The abandonment of principled neutrality as a moral option follows the changing meaning of internationalism, especially for the left in the Nordic countries. During the Cold War, the Swedish Social Democrats expressed the principle of international solidarity through their support for national liberation movements in the so-called Global South. No figure better embodied this spirit than Olof Palme, who posed for photos smoking cigars with Fidel Castro and famously excoriated the US aerial bombardment of Hanoi and Haiphong, comparing it to ‘Guernica, Oradour, Babi Yar, Katyn, Lidice, Sharpeville [and] Treblinka’. During the breakup of Yugoslavia in the 1990s, however, such ‘active internationalism’ was reconceptualized as ‘responsibility to protect’ certain non-Western victims of aggression. By the same logic, states are now expected to band together in an ‘alliance of democracies’ to confront tyranny and terrorism – through regime change where necessary.
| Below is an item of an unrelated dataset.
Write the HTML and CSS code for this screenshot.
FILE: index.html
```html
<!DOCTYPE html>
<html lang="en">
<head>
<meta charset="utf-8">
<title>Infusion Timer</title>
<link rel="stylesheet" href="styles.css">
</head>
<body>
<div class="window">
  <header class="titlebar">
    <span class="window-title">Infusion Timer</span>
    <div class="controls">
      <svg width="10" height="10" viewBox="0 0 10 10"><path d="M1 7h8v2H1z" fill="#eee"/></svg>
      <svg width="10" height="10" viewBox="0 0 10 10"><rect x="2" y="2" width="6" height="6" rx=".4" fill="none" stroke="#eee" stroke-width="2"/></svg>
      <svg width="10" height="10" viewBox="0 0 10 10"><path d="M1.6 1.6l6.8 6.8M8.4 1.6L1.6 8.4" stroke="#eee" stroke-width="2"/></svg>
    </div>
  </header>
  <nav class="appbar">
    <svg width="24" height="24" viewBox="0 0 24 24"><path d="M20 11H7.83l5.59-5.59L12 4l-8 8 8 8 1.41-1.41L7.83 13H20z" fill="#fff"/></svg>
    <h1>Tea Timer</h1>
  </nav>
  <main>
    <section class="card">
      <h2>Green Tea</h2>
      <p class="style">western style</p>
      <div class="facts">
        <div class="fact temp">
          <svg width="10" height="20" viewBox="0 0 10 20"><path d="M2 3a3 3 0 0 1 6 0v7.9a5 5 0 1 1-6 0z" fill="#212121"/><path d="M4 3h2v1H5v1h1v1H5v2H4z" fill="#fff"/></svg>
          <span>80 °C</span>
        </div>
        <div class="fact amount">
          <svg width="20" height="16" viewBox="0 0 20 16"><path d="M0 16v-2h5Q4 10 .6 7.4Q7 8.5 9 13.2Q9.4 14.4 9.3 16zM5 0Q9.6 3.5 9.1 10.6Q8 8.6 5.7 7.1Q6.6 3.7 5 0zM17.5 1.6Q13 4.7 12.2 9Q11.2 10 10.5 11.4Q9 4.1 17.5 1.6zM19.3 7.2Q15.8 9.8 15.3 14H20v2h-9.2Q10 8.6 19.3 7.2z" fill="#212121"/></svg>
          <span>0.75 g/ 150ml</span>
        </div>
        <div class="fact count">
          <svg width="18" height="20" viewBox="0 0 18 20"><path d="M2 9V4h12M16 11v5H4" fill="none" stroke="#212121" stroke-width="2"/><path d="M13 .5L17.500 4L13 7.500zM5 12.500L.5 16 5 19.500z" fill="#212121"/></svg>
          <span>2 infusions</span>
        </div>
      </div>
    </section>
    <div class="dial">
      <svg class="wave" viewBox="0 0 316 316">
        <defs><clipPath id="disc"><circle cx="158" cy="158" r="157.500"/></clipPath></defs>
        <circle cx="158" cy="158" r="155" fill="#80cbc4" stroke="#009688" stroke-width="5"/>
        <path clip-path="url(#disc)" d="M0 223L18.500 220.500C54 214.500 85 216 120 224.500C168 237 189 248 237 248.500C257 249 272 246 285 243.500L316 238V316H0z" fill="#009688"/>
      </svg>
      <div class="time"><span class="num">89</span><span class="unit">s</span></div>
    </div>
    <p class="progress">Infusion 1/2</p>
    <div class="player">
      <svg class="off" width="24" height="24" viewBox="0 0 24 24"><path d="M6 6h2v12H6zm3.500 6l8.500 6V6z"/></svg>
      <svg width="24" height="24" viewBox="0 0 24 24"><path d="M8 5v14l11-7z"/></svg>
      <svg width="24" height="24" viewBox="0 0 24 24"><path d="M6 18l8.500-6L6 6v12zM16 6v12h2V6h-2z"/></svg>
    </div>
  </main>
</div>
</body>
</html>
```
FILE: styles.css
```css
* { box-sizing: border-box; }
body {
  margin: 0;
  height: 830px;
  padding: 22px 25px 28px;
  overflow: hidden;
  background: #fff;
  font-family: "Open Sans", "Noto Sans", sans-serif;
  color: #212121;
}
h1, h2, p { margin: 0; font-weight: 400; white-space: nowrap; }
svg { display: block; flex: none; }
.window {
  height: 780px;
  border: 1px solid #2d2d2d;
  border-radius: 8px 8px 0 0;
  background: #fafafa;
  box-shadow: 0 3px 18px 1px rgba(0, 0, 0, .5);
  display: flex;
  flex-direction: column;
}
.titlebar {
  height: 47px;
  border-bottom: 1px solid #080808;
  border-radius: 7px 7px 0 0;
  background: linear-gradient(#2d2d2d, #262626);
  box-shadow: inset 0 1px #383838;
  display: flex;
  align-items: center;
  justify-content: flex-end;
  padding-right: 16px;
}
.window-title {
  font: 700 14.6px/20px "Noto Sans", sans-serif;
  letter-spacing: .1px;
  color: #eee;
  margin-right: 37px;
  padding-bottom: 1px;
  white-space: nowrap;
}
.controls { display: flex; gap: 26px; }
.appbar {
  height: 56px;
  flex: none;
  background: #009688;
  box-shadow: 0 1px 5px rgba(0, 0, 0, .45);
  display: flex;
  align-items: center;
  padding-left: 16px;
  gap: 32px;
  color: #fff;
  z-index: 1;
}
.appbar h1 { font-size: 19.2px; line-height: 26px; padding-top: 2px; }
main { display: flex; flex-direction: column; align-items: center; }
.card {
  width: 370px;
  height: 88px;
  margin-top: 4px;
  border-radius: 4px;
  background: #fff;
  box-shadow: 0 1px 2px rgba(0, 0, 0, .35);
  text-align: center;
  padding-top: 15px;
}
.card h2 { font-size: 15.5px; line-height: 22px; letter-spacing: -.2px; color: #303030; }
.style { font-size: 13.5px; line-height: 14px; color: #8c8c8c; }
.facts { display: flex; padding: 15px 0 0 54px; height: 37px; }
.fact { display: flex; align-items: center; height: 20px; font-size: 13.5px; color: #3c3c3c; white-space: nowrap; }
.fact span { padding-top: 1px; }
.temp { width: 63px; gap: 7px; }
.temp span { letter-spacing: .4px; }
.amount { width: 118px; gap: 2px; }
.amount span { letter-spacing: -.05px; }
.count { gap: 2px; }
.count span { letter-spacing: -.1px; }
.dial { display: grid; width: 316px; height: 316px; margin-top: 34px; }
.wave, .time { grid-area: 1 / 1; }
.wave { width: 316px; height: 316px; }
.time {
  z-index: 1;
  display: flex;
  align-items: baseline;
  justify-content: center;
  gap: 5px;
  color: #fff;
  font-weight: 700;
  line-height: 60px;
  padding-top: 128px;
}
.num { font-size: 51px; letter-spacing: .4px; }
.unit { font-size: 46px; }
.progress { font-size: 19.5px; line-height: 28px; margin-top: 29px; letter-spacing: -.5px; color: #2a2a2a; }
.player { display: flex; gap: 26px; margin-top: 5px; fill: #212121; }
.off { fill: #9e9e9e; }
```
But the decision to join NATO does not just rely on a hollowed-out discourse of solidarity; it is also presented as a vital act of self-interest – a defensive response to the ‘Russian threat’. In Sweden’s case, we are asked to believe that the country is currently facing greater security risks than during both World Wars, and that the only way to address them is to enter a beefed-up military alliance. Although Russia is supposedly struggling to make headway against a much weaker opponent in Ukraine – unable to hold the capital, hemorrhaging troops and supplies – we are told that it poses an imminent threat to Stockholm and Helsinki. Amid such confected panic, genuine threats to the Nordic way of life have gone ignored: the withering away of the welfare state, the privatization and marketization of education, rising inequality and the weakening of the universal healthcare system. While rushing to align with ‘the West’, the Swedish and Finnish governments have shown considerably less urgency in tackling these social crises.